I'm tempted but scared by walking the Escalante from the highway to Coyote Gulch. It sounds difficult. I'm also toying with doing Death Hollow and doing the traverse of Capitol Reef.
Mar 15, 2012 at 7:02 am #1854112I've driven a mustangette down the switchbacks to Notom-Bullfrog road and took that back up to 24, there was a load of washboard but it was completely passable. I've read you can do the whole thing in a passenger car weather permitting.
Mar 15, 2012 at 10:05 am #1854206As Allen notes, the key to good backpacking in the Escalante is minimizing hiking along the river. Between brush bashing, wading, and quicksand its just not fun (or particularly expedient). And you miss a lot of the views.
If you don't want to drive off pavement you could do a fine loop starting and ending at the Gulch TH. Allen's Escalante North loop in Canyoneering 2 is if memory serves one of the least technical routes in the book, and would fit your time frame well.
Mar 15, 2012 at 10:15 am #1854209Here's one: Death Hollow from the Boulder Mail Trailhead to the Escalanate (some VERY minor canyoneering here, but absolutely gorgeous hiking. Escalante River to Boulder Creek–there are good use trails here, and some interesting obvious sites along the way–huge red rock walls, ruins, arches, Phipps Arch. Boulder Creek is brushy and tight, but could be hiked in the water. But not early season. As a surprise, Boulder Creek is an excellent trout creek. You can position your exit from Boulder Creek so you come out on Highway 12, only a few miles from the Mail Trail trailhead and hitchhike back to the car.
Also, there's the option of going down canyon and up parallel canyon's on the dry side–horse, the Gulch, Wolvervine. A number of nice routes there.
Mar 15, 2012 at 9:21 pm #1854527Hmmm… Still stuck.
I've decided to stay away from Death Hollow as it feeds into a part of the Escalante that I've already been, and will be hiking again on a group trip the next week.
I guess I need to look at Allen's books.
I've hiked south from The Gulch TH, but not far. And frankly heading upstream seems more interesting. The end of The Gulch looks interesting, kind of a long ways to steep walls.
The main Escalante canyon still looks absolutely amazing. David Loome's trip report of it stands out.
I'd rather go more remote than Boulder Creek. It follows the highway for much of it's length.
I'll research a loop with The Gulch and Horse Canyon.

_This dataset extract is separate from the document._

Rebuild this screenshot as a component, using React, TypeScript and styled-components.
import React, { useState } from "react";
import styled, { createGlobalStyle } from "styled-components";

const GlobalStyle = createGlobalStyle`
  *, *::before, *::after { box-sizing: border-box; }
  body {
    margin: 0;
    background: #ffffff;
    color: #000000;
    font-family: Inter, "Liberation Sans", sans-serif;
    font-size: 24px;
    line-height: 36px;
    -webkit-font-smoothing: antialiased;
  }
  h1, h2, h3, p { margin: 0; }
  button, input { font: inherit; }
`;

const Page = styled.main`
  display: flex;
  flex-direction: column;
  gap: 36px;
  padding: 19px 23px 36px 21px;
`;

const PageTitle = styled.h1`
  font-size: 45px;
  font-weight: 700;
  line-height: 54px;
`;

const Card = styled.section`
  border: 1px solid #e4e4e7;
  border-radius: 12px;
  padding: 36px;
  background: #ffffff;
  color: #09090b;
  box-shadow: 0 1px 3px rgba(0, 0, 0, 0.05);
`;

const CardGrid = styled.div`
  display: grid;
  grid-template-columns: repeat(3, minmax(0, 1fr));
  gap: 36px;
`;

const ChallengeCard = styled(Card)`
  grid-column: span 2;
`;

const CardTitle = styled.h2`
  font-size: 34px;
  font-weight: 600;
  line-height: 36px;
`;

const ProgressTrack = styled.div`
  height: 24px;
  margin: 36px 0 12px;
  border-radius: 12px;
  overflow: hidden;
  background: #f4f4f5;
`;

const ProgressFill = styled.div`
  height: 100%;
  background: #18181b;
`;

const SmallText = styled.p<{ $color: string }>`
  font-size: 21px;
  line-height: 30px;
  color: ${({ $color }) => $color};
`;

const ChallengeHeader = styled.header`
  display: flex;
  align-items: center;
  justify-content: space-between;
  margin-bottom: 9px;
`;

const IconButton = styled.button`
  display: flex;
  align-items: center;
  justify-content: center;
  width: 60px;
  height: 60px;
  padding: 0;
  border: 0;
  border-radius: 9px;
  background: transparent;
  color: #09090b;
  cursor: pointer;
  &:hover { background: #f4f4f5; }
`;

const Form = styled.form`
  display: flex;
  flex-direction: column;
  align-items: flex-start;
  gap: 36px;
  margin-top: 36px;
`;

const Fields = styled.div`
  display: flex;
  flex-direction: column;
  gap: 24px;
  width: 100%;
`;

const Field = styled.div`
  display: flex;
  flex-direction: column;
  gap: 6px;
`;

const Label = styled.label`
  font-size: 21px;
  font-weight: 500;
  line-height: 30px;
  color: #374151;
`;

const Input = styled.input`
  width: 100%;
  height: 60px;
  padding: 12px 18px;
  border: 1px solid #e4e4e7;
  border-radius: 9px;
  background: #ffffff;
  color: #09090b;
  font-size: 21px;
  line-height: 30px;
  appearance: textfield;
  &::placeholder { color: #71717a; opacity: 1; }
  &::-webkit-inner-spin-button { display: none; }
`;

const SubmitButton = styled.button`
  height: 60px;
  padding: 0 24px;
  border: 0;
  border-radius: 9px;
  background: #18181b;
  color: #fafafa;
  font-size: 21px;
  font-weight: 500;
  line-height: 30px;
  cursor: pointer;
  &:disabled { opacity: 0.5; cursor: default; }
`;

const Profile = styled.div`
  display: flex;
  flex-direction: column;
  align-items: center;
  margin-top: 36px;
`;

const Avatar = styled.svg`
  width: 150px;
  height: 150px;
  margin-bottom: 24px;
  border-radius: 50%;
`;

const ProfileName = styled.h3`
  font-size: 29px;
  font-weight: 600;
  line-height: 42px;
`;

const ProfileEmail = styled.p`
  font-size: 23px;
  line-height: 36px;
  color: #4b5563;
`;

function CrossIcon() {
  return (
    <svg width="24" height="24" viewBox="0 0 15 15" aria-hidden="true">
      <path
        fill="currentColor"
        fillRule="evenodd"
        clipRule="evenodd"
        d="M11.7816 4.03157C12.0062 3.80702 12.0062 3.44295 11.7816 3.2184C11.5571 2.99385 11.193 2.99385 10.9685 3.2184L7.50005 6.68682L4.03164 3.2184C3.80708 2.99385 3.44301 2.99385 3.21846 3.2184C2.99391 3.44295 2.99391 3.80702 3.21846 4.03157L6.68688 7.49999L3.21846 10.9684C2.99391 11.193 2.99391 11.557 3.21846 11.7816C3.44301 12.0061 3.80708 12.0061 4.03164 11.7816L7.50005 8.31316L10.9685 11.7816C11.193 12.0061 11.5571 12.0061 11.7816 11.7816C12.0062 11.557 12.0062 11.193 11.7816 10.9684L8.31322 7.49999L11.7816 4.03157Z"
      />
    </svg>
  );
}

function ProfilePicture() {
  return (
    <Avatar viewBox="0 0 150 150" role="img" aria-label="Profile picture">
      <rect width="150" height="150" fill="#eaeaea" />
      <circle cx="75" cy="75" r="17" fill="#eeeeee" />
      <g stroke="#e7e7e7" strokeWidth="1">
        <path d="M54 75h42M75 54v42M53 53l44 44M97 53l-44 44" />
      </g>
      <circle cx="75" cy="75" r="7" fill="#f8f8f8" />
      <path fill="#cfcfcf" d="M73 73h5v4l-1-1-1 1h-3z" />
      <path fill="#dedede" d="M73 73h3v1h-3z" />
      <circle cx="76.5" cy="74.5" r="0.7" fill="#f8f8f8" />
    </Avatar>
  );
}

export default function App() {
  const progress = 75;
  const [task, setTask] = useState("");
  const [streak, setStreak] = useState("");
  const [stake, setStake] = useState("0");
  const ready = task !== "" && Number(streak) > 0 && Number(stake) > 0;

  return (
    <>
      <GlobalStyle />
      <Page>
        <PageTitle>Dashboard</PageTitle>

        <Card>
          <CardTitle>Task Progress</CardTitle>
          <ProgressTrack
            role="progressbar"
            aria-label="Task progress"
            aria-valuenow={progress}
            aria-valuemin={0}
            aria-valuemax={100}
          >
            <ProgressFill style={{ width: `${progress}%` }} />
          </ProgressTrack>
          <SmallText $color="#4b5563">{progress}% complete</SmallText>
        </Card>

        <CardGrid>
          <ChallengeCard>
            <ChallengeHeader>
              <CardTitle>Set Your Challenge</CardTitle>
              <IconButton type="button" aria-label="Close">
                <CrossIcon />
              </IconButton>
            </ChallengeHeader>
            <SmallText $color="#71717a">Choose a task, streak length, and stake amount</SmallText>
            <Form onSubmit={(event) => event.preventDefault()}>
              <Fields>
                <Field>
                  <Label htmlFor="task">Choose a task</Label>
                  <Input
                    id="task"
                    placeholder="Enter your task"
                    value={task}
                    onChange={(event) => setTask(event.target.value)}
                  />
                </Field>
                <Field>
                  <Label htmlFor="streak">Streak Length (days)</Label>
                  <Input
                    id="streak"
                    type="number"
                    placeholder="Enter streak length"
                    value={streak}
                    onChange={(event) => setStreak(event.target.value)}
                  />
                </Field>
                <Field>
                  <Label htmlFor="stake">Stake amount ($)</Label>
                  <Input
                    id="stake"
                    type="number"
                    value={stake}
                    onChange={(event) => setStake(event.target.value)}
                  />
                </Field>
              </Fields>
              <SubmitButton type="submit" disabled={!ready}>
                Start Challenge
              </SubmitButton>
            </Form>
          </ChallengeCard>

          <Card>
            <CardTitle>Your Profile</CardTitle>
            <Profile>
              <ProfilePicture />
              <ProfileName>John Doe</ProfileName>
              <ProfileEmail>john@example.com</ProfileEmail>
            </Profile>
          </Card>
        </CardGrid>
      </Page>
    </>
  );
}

Maybe I need to look at another region.
I'm tempted by this trip: bp2.trimbleoutdoors.com/ViewTrip/1064491
Mar 16, 2012 at 7:10 am #1854645Definitely stay away from Boulder Creek (at least above the confluence with Deer Creek). We took a couple of first time backpackers down there last summer and it was a horrible bushwhack and the creek itself is difficult to walk in (living up to its name). Not much fun at all.
The main Escalante canyon is better hiking than it used to be. They've cleared out A LOT of Tamarisk and Russian Olive. This means there's big piles of dead trees everywhere (not exactly pretty), and it still doesn't match the side canyons and benches, but there's less bushwhacking in areas.

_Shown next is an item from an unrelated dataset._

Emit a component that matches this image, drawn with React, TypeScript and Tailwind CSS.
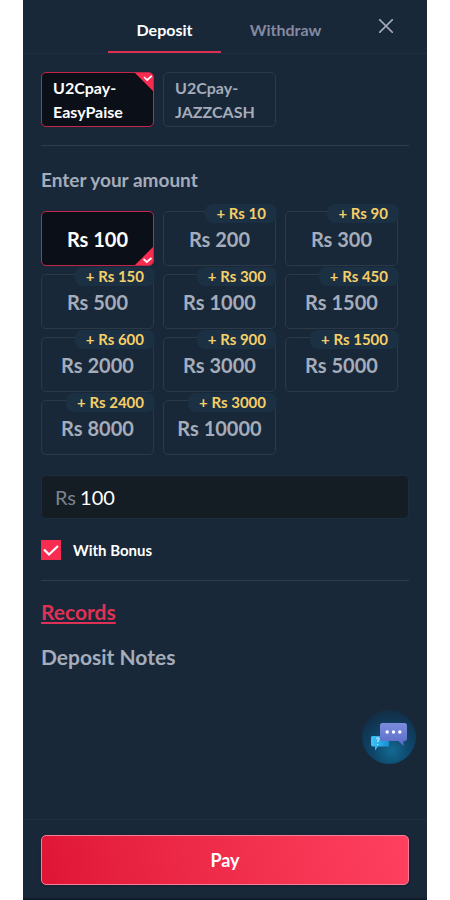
import { useState } from 'react';

const methods = ['U2Cpay-EasyPaise', 'U2Cpay-JAZZCASH'];

const amounts = [
  { value: 100, bonus: 0 },
  { value: 200, bonus: 10 },
  { value: 300, bonus: 90 },
  { value: 500, bonus: 150 },
  { value: 1000, bonus: 300 },
  { value: 1500, bonus: 450 },
  { value: 2000, bonus: 600 },
  { value: 3000, bonus: 900 },
  { value: 5000, bonus: 1500 },
  { value: 8000, bonus: 2400 },
  { value: 10000, bonus: 3000 },
];

const cardBase = 'relative h-[55px] rounded-[5px] border';
const cardOn = 'border-[#c4264a] bg-[#0b1018] text-white';
const cardOff = 'border-[#2c3947] text-[#a5acba]';

function CornerCheck({ position }: { position: 'top' | 'bottom' }) {
  return (
    <svg
      viewBox="0 0 18 18"
      className={`absolute right-0 size-[18px] ${position === 'top' ? 'top-0 rounded-tr-[4px]' : 'bottom-0 rounded-br-[4px]'}`}
      aria-hidden="true"
    >
      <path
        d={position === 'top' ? 'M0 0H18V18Z' : 'M18 0V18H0Z'}
        fill="#f72c50"
      />
      <path
        d={position === 'top' ? 'M9 4L12.2 7L16.8 2.8' : 'M8.5 12L11.8 15L16.5 11'}
        fill="none"
        stroke="#fff"
        strokeWidth="1.7"
      />
    </svg>
  );
}

function ChatIcon() {
  return (
    <svg viewBox="0 0 54 54" className="size-[54px]" aria-hidden="true">
      <defs>
        <radialGradient id="glow" cx="0.55" cy="0.75" r="0.7">
          <stop offset="0" stopColor="#136a92" />
          <stop offset="0.5" stopColor="#0e456a" />
          <stop offset="1" stopColor="#122f49" />
        </radialGradient>
        <linearGradient id="small" x1="0" y1="0" x2="1" y2="0">
          <stop offset="0" stopColor="#3fc5fb" />
          <stop offset="1" stopColor="#168ed0" />
        </linearGradient>
        <linearGradient id="big" x1="0" y1="0" x2="0" y2="1">
          <stop offset="0" stopColor="#7b8cdf" />
          <stop offset="1" stopColor="#596bc5" />
        </linearGradient>
      </defs>
      <circle cx="27" cy="27" r="27" fill="url(#glow)" />
      <path
        d="M10.500 26H27V36.500H16L13 40.500V36.500H11Q9 36.500 9 34.500V27.500Q9 26 10.500 26Z"
        fill="url(#small)"
      />
      <path
        d="M14.500 29.200Q15 27.500 16.500 28Q18 29.200 15.800 31V32.300M15.600 34V35.200"
        fill="none"
        stroke="#b8ecff"
        strokeWidth="1.200"
      />
      <path
        d="M20.500 13H42.500Q45 13 45 15.500V28.500Q45 31 42.500 31H41.500V36L36.500 31H20.500Q18 31 18 28.500V15.500Q18 13 20.500 13Z"
        fill="url(#big)"
      />
      <g fill="#fff">
        <circle cx="25.200" cy="22" r="1.700" />
        <circle cx="31.500" cy="22" r="1.700" />
        <circle cx="37.800" cy="22" r="1.700" />
      </g>
    </svg>
  );
}

export default function App() {
  const [tab, setTab] = useState('Deposit');
  const [method, setMethod] = useState(methods[0]);
  const [amount, setAmount] = useState('100');
  const [withBonus, setWithBonus] = useState(true);

  return (
    <div className="min-h-screen bg-white px-[23px] font-['Lato',sans-serif]">
      <div className="relative flex min-h-screen flex-col border-b-2 border-[#111d2a] bg-[#182838]">
        <header className="relative flex h-[54px] justify-center gap-2 border-b border-[#1e303f]">
          {['Deposit', 'Withdraw'].map((name) => (
            <button
              key={name}
              type="button"
              onClick={() => setTab(name)}
              className={`w-[113px] border-b-2 pt-2 text-base font-bold ${tab === name ? 'border-[#dd2f51] text-white' : 'border-transparent text-[#8589a1]'}`}
            >
              {name}
            </button>
          ))}
          <button
            type="button"
            aria-label="Close"
            className="absolute top-[15px] right-[30px] p-1"
          >
            <svg viewBox="0 0 14 14" className="size-[14px]" aria-hidden="true">
              <path
                d="M0.500 0.500L13.500 13.500M13.500 0.500L0.500 13.500"
                stroke="#a3a9b9"
                strokeWidth="1.600"
                strokeLinecap="round"
              />
            </svg>
          </button>
        </header>

        <main className="flex-1 px-[18px] pt-[18px]">
          <div className="grid grid-cols-3 gap-x-[9px] pr-[11px]">
            {methods.map((name) => (
              <button
                key={name}
                type="button"
                onClick={() => setMethod(name)}
                className={`${cardBase} px-[11px] text-left text-base leading-6 font-bold ${method === name ? cardOn : cardOff}`}
              >
                {name}
                {method === name && <CornerCheck position="top" />}
              </button>
            ))}
          </div>

          <hr className="mt-[18px] border-[#2c3f50]" />

          <h2 className="mt-5 text-[19px] leading-7 font-bold text-[#a5acba]">
            Enter your amount
          </h2>

          <div className="mt-[17px] grid grid-cols-3 gap-x-[9px] gap-y-2 pr-[11px]">
            {amounts.map(({ value, bonus }) => {
              const selected = amount === String(value);
              return (
                <button
                  key={value}
                  type="button"
                  onClick={() => setAmount(String(value))}
                  className={`${cardBase} text-xl font-bold ${selected ? cardOn : cardOff}`}
                >
                  Rs {value}
                  {bonus > 0 && (
                    <span className="absolute -top-2 -right-0.5 rounded-lg bg-[#1b3043] px-[11px] text-[15px] leading-[19px] text-[#f5cf67]">
                      + Rs {bonus}
                    </span>
                  )}
                  {selected && <CornerCheck position="bottom" />}
                </button>
              );
            })}
          </div>

          <label className="mt-5 flex h-11 items-center gap-1 rounded-[5px] border border-[#1c2e3c] bg-[#141c24] px-[13px] text-xl">
            <span className="text-[#7d838d]">Rs</span>
            <input
              type="text"
              inputMode="numeric"
              value={amount}
              onChange={(e) => setAmount(e.target.value)}
              className="min-w-0 flex-1 bg-transparent text-white outline-none"
            />
          </label>

          <label className="mt-[21px] flex w-fit items-center gap-3 text-[15px] leading-5 font-bold text-white">
            <span className="grid size-5 place-items-center">
              <input
                type="checkbox"
                checked={withBonus}
                onChange={(e) => setWithBonus(e.target.checked)}
                className="col-start-1 row-start-1 size-5 appearance-none border border-[#f72c50] checked:bg-[#f72c50]"
              />
              {withBonus && (
                <svg
                  viewBox="0 0 20 20"
                  className="pointer-events-none col-start-1 row-start-1 size-5"
                  aria-hidden="true"
                >
                  <path
                    d="M3 9.500L8 14.500L17 6"
                    fill="none"
                    stroke="#fff"
                    strokeWidth="2.200"
                  />
                </svg>
              )}
            </span>
            With Bonus
          </label>

          <hr className="mt-5 border-[#2c3f50]" />

          <a
            href="#records"
            className="mt-[17px] block w-fit text-[21px] leading-7 font-bold text-[#df3155] underline decoration-2 underline-offset-2"
          >
            Records
          </a>
          <h2 className="mt-[17px] text-[21px] leading-7 font-bold text-[#a5acba]">
            Deposit Notes
          </h2>
        </main>

        <button
          type="button"
          aria-label="Open chat"
          className="absolute right-[11px] bottom-[134px] rounded-full"
        >
          <ChatIcon />
        </button>

        <footer className="border-t border-[#1e303f] px-[18px] pt-[15px] pb-[13px]">
          <button
            type="button"
            className="h-[50px] w-full rounded-[5px] border border-[#f77c95] bg-linear-75 from-[#e01436] to-[#ff405f] text-lg font-bold text-white shadow"
          >
            Pay
          </button>
        </footer>
      </div>
    </div>
  );
}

One trip that I plan on doing later this spring is doing the 25 m. wash/Escalante/Fence loop and adding the Silver Falls Canyon and Choprock loop. A little shorter than what you're looking (I think around 50 miles IIRC) for but there's lots of side canyons along the way that you could add.
I'll try to get a report up on the Dirty Devil loop I just got back from (Sam's Mesa Box and Twin Corral Box Canyons) later today.